───── Supplied entries ─────

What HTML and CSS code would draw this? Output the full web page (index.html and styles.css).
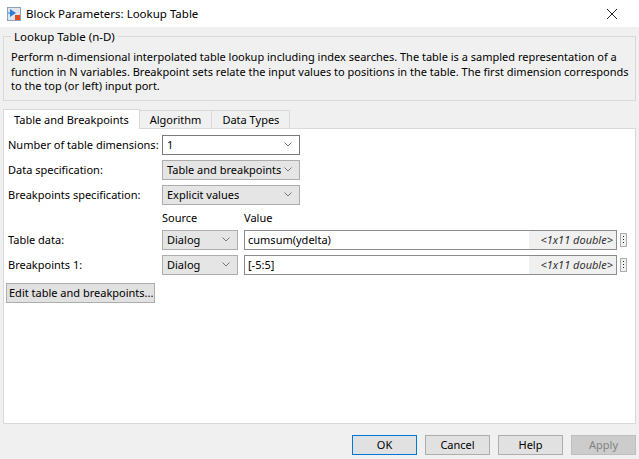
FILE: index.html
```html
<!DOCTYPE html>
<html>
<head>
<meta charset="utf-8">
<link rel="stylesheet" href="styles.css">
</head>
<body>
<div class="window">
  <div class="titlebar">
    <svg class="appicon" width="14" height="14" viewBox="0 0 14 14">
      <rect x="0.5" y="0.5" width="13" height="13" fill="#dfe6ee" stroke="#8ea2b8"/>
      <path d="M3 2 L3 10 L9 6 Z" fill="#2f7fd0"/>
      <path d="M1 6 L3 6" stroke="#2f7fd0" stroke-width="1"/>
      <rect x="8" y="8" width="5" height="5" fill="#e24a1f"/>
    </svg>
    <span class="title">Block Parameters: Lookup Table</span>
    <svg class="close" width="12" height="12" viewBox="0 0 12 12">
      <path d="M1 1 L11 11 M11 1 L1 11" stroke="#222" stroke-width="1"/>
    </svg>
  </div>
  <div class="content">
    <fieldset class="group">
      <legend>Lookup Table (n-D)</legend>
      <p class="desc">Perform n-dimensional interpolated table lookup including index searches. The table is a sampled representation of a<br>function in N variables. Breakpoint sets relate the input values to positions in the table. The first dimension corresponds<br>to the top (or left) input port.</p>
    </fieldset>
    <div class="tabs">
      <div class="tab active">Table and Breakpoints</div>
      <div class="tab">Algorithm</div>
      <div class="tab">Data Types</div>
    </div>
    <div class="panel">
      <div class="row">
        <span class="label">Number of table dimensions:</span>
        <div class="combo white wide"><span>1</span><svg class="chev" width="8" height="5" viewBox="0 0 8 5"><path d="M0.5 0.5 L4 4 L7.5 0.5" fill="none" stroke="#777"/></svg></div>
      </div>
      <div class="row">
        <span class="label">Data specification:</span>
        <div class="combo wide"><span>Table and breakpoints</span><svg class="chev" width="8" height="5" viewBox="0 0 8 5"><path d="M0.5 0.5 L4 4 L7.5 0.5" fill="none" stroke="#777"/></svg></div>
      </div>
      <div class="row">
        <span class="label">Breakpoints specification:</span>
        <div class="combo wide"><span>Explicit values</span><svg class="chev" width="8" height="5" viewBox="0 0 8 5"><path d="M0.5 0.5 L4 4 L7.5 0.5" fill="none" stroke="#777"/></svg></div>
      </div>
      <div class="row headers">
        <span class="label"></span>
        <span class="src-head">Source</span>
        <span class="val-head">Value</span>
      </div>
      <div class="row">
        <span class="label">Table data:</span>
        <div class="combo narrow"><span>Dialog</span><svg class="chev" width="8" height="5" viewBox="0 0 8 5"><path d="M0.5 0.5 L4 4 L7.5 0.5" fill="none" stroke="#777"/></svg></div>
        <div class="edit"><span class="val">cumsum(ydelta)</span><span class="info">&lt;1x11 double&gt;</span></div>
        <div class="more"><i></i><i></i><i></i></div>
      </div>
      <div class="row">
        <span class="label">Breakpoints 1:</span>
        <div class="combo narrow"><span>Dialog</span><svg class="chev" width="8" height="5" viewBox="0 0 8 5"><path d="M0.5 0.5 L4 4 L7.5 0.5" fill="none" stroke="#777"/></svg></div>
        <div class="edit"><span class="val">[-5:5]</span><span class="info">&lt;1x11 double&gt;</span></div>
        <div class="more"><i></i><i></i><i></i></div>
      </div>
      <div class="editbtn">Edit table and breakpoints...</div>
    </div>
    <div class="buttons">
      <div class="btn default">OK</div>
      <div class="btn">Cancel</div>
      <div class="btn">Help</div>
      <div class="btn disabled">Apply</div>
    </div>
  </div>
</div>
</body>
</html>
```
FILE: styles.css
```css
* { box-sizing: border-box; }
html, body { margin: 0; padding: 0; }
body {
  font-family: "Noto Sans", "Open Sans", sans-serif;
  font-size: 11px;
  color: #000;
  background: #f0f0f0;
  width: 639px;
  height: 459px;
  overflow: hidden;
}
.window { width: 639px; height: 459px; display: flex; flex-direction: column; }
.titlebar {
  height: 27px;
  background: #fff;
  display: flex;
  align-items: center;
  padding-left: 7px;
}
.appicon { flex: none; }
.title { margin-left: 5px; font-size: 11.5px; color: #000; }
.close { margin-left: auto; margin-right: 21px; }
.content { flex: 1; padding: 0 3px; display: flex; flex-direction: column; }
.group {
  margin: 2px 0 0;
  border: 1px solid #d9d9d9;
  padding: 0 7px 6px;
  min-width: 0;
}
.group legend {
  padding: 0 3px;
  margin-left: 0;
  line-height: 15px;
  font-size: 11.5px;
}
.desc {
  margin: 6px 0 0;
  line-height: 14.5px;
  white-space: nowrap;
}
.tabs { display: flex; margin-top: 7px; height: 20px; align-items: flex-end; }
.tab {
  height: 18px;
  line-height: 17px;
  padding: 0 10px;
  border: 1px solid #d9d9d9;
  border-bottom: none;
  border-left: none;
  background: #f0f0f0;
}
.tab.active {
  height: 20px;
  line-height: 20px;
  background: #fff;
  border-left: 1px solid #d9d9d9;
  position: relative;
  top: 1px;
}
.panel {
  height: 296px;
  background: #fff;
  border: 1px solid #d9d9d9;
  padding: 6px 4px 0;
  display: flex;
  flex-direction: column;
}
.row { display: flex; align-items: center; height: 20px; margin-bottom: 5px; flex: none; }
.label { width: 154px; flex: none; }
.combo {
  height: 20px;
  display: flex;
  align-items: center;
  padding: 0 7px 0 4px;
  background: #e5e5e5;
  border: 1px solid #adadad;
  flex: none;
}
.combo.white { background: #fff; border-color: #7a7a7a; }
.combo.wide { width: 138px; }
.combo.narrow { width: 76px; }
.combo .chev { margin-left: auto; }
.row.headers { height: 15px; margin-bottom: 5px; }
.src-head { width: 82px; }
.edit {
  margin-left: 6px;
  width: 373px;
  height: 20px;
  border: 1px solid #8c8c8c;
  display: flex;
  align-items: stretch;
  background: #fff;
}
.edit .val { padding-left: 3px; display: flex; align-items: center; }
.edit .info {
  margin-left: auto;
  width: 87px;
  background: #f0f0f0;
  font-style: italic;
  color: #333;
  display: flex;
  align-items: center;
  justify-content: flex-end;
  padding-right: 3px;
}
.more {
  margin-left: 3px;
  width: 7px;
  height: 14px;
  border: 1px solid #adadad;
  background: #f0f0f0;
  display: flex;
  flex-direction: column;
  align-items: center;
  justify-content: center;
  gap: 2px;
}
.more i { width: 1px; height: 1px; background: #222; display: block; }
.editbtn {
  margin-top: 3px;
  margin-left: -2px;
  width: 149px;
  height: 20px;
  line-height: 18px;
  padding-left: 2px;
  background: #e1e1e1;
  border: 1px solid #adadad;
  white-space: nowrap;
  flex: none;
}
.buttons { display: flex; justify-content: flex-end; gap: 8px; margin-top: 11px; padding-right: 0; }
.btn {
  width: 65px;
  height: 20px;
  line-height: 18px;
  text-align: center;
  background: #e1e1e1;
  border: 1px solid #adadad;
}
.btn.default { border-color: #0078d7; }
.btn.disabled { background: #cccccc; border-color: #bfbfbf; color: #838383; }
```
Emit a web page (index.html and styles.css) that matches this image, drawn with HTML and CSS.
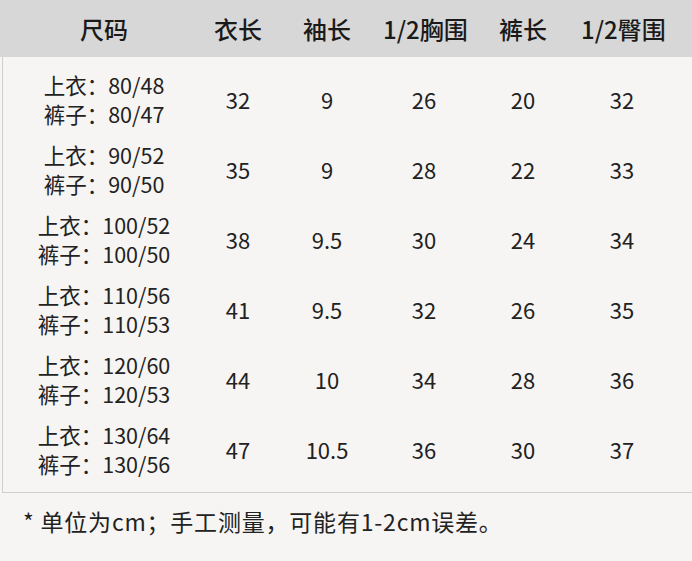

─────

• [Work to complete]:
What comes back should match the records exactly, minus any pictures.

• [Answer below]:
What HTML and CSS code would draw this? Output the full web page (index.html and styles.css).
FILE: index.html
```html
<!DOCTYPE html>
<html>
<head>
<meta charset="utf-8">
<link rel="stylesheet" href="styles.css">
</head>
<body>
<div class="window">
  <div class="titlebar">
    <svg class="appicon" width="14" height="14" viewBox="0 0 14 14">
      <rect x="0.5" y="0.5" width="13" height="13" fill="#dfe6ee" stroke="#8ea2b8"/>
      <path d="M3 2 L3 10 L9 6 Z" fill="#2f7fd0"/>
      <path d="M1 6 L3 6" stroke="#2f7fd0" stroke-width="1"/>
      <rect x="8" y="8" width="5" height="5" fill="#e24a1f"/>
    </svg>
    <span class="title">Block Parameters: Lookup Table</span>
    <svg class="close" width="12" height="12" viewBox="0 0 12 12">
      <path d="M1 1 L11 11 M11 1 L1 11" stroke="#222" stroke-width="1"/>
    </svg>
  </div>
  <div class="content">
    <fieldset class="group">
      <legend>Lookup Table (n-D)</legend>
      <p class="desc">Perform n-dimensional interpolated table lookup including index searches. The table is a sampled representation of a<br>function in N variables. Breakpoint sets relate the input values to positions in the table. The first dimension corresponds<br>to the top (or left) input port.</p>
    </fieldset>
    <div class="tabs">
      <div class="tab active">Table and Breakpoints</div>
      <div class="tab">Algorithm</div>
      <div class="tab">Data Types</div>
    </div>
    <div class="panel">
      <div class="row">
        <span class="label">Number of table dimensions:</span>
        <div class="combo white wide"><span>1</span><svg class="chev" width="8" height="5" viewBox="0 0 8 5"><path d="M0.5 0.5 L4 4 L7.5 0.5" fill="none" stroke="#777"/></svg></div>
      </div>
      <div class="row">
        <span class="label">Data specification:</span>
        <div class="combo wide"><span>Table and breakpoints</span><svg class="chev" width="8" height="5" viewBox="0 0 8 5"><path d="M0.5 0.5 L4 4 L7.5 0.5" fill="none" stroke="#777"/></svg></div>
      </div>
      <div class="row">
        <span class="label">Breakpoints specification:</span>
        <div class="combo wide"><span>Explicit values</span><svg class="chev" width="8" height="5" viewBox="0 0 8 5"><path d="M0.5 0.5 L4 4 L7.5 0.5" fill="none" stroke="#777"/></svg></div>
      </div>
      <div class="row headers">
        <span class="label"></span>
        <span class="src-head">Source</span>
        <span class="val-head">Value</span>
      </div>
      <div class="row">
        <span class="label">Table data:</span>
        <div class="combo narrow"><span>Dialog</span><svg class="chev" width="8" height="5" viewBox="0 0 8 5"><path d="M0.5 0.5 L4 4 L7.5 0.5" fill="none" stroke="#777"/></svg></div>
        <div class="edit"><span class="val">cumsum(ydelta)</span><span class="info">&lt;1x11 double&gt;</span></div>
        <div class="more"><i></i><i></i><i></i></div>
      </div>
      <div class="row">
        <span class="label">Breakpoints 1:</span>
        <div class="combo narrow"><span>Dialog</span><svg class="chev" width="8" height="5" viewBox="0 0 8 5"><path d="M0.5 0.5 L4 4 L7.5 0.5" fill="none" stroke="#777"/></svg></div>
        <div class="edit"><span class="val">[-5:5]</span><span class="info">&lt;1x11 double&gt;</span></div>
        <div class="more"><i></i><i></i><i></i></div>
      </div>
      <div class="editbtn">Edit table and breakpoints...</div>
    </div>
    <div class="buttons">
      <div class="btn default">OK</div>
      <div class="btn">Cancel</div>
      <div class="btn">Help</div>
      <div class="btn disabled">Apply</div>
    </div>
  </div>
</div>
</body>
</html>
```
FILE: styles.css
```css
* { box-sizing: border-box; }
html, body { margin: 0; padding: 0; }
body {
  font-family: "Noto Sans", "Open Sans", sans-serif;
  font-size: 11px;
  color: #000;
  background: #f0f0f0;
  width: 639px;
  height: 459px;
  overflow: hidden;
}
.window { width: 639px; height: 459px; display: flex; flex-direction: column; }
.titlebar {
  height: 27px;
  background: #fff;
  display: flex;
  align-items: center;
  padding-left: 7px;
}
.appicon { flex: none; }
.title { margin-left: 5px; font-size: 11.5px; color: #000; }
.close { margin-left: auto; margin-right: 21px; }
.content { flex: 1; padding: 0 3px; display: flex; flex-direction: column; }
.group {
  margin: 2px 0 0;
  border: 1px solid #d9d9d9;
  padding: 0 7px 6px;
  min-width: 0;
}
.group legend {
  padding: 0 3px;
  margin-left: 0;
  line-height: 15px;
  font-size: 11.5px;
}
.desc {
  margin: 6px 0 0;
  line-height: 14.5px;
  white-space: nowrap;
}
.tabs { display: flex; margin-top: 7px; height: 20px; align-items: flex-end; }
.tab {
  height: 18px;
  line-height: 17px;
  padding: 0 10px;
  border: 1px solid #d9d9d9;
  border-bottom: none;
  border-left: none;
  background: #f0f0f0;
}
.tab.active {
  height: 20px;
  line-height: 20px;
  background: #fff;
  border-left: 1px solid #d9d9d9;
  position: relative;
  top: 1px;
}
.panel {
  height: 296px;
  background: #fff;
  border: 1px solid #d9d9d9;
  padding: 6px 4px 0;
  display: flex;
  flex-direction: column;
}
.row { display: flex; align-items: center; height: 20px; margin-bottom: 5px; flex: none; }
.label { width: 154px; flex: none; }
.combo {
  height: 20px;
  display: flex;
  align-items: center;
  padding: 0 7px 0 4px;
  background: #e5e5e5;
  border: 1px solid #adadad;
  flex: none;
}
.combo.white { background: #fff; border-color: #7a7a7a; }
.combo.wide { width: 138px; }
.combo.narrow { width: 76px; }
.combo .chev { margin-left: auto; }
.row.headers { height: 15px; margin-bottom: 5px; }
.src-head { width: 82px; }
.edit {
  margin-left: 6px;
  width: 373px;
  height: 20px;
  border: 1px solid #8c8c8c;
  display: flex;
  align-items: stretch;
  background: #fff;
}
.edit .val { padding-left: 3px; display: flex; align-items: center; }
.edit .info {
  margin-left: auto;
  width: 87px;
  background: #f0f0f0;
  font-style: italic;
  color: #333;
  display: flex;
  align-items: center;
  justify-content: flex-end;
  padding-right: 3px;
}
.more {
  margin-left: 3px;
  width: 7px;
  height: 14px;
  border: 1px solid #adadad;
  background: #f0f0f0;
  display: flex;
  flex-direction: column;
  align-items: center;
  justify-content: center;
  gap: 2px;
}
.more i { width: 1px; height: 1px; background: #222; display: block; }
.editbtn {
  margin-top: 3px;
  margin-left: -2px;
  width: 149px;
  height: 20px;
  line-height: 18px;
  padding-left: 2px;
  background: #e1e1e1;
  border: 1px solid #adadad;
  white-space: nowrap;
  flex: none;
}
.buttons { display: flex; justify-content: flex-end; gap: 8px; margin-top: 11px; padding-right: 0; }
.btn {
  width: 65px;
  height: 20px;
  line-height: 18px;
  text-align: center;
  background: #e1e1e1;
  border: 1px solid #adadad;
}
.btn.default { border-color: #0078d7; }
.btn.disabled { background: #cccccc; border-color: #bfbfbf; color: #838383; }
```
Emit a web page (index.html and styles.css) that matches this image, drawn with HTML and CSS.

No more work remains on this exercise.